Fortunately, the original black-and-white Perry Mason episodes continue to be shown many places in reruns. If you can’t catch them that way, a number are available via Uncle Earl’s Classic TV Channel--complete, of course, with one of the best main title sequences ever.

If I do say so myself.

READ MORE:Perry Mason: The Case of the Tried and True Formula,” by Dixon Hayes (TV When I Was Born); “Noir’s Goon Squad: Raymond Burr” and “Noir’s Goon Squad: William Tallman,” by Jake Hinkson (Criminal Element).

6 comments:

Keith Raffel said...

Two things.

The posted opening is the one I remember from the reruns, but there was an opening to the earliest Perry Mason shows (1st year?)where Perry looks over a dcoument and hands it over to Paul and Della (and Tragg?)

Also, a point of personal pride. Erle Stanley Gardner is a fellow alum of Palo Alto High School.

Anonymous said...

The classic opening has Perry passing "evidence" (actually an episode script) from Della to Burger to Tragg.

The show at its best is hard to beat. For the first two seasons, most episodes were adapted from Gardner books, and every season featured such adaptations. The Gardner episodes are unmistakable -- they are tougher, sexier, and frequently Perry does something really, really sleazy...plus there is no formula to the mystery. Non-Gardner episodes are good but formulaic. Many strong episodes (both adapted and original) were written by Jonathan Latimer of the Bill Crane series and many top Hollywood films.

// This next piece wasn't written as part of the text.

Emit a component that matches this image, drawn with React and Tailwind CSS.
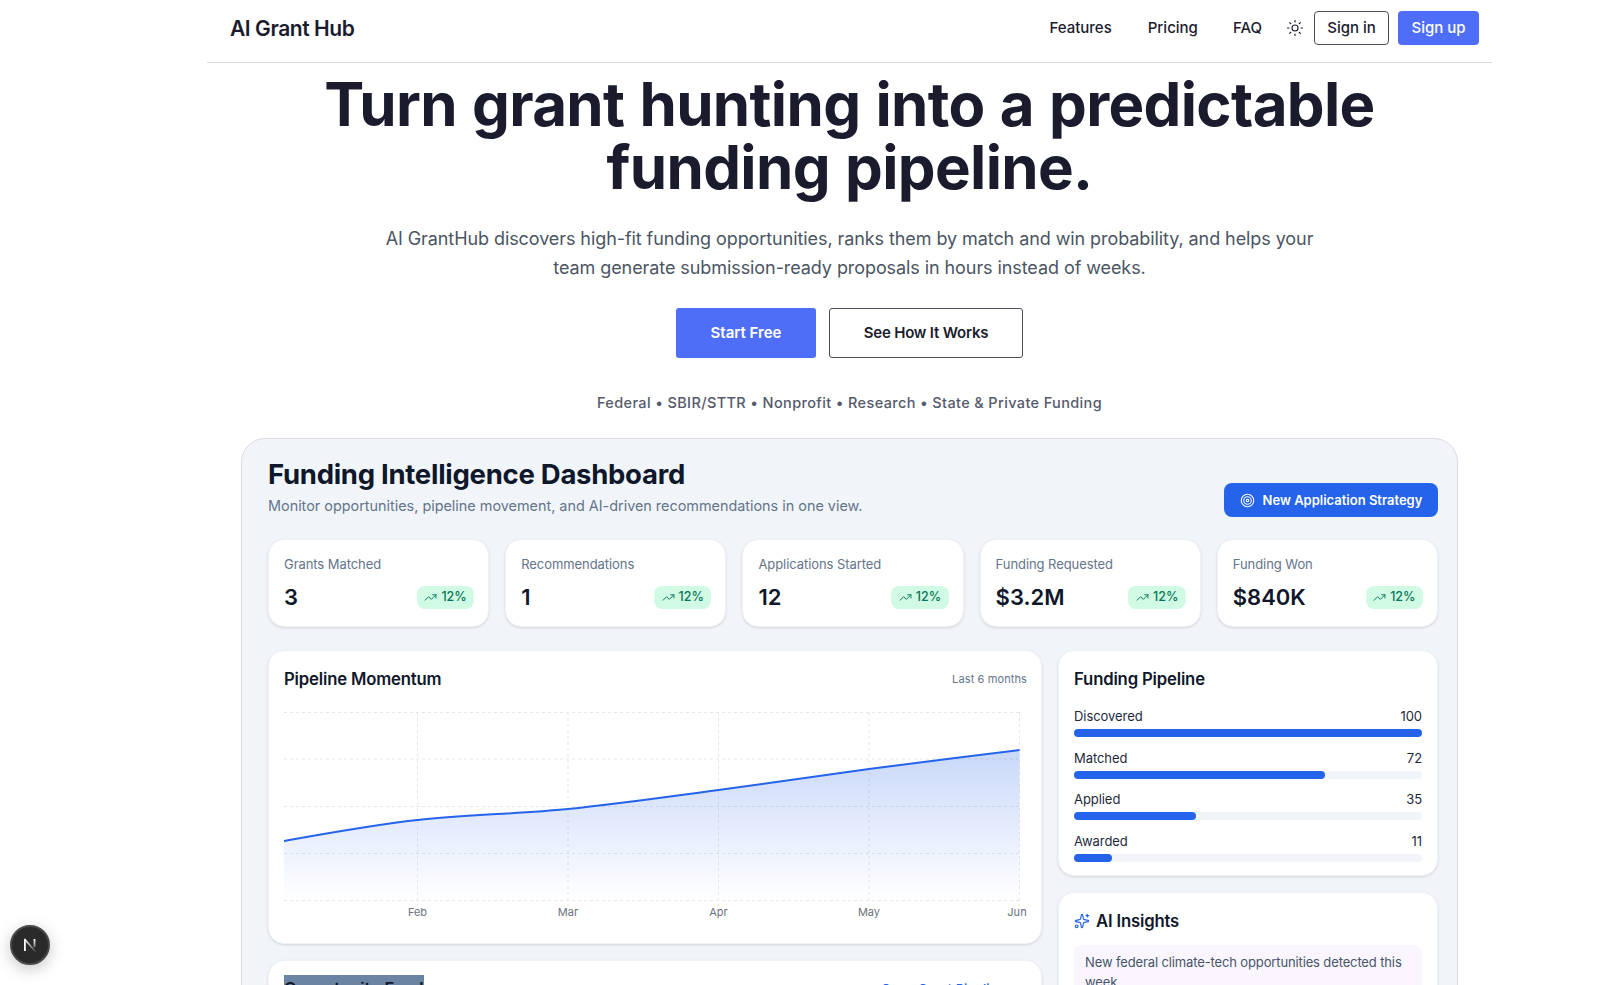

What a great box set a complete collection of the Gardner adaptations would make....

Picks by Pat said...

I like the opening to those Perry Mason episodes as well. That knowing look on Raymond Burr's face has no equal in television! It's good to see them finally coming to DVD.

Anonymous said...

What I'd like to see are the network promos that CBS did during the early 60s. One I can almost reconstruct from memory: Mason in closeup, giving us The Look. Cut to Drake and Della. DELLA: "Look out, Paul. That look means something unexpected came up, and Perry's trying to work out how he's going to spring it on Burger." DRAKE: "No, Della. If I know that look, something Perry expected didn't turn up, and now he's thinking of changing his tactics at this late date." Cut to Burger and Tragg. TRAGG: "Watch him,Burger. He found a loophole..." BURGER: "You should have played more poker, Tragg. This time we've got the pat hand; Mason's got nothing. THa look is just to make us do some thinking... the wrong kind of thinking." Back to MASON: :I hope you'll join us for our next PERRY MASON case. You'll find it exciting... and unusual." I can't remember the second part of what Tragg said, but it was about The Look. They did a couple of others like that, but that's the one I'd really love to see again. CBS Video, take note.

Anonymous said...

I've just been watching the DVD of the first Perry Mason series - fabulous. But I'm surprised how many of the episodes are filmed at night. They seem to interview and investigate at midnight and in the early hours of the morning. Does anyone know why this is?

Susanne said...

That opening is a classic, would love to see the early version as well. Perry Mason and Ironside were two favorites in our house when we were young.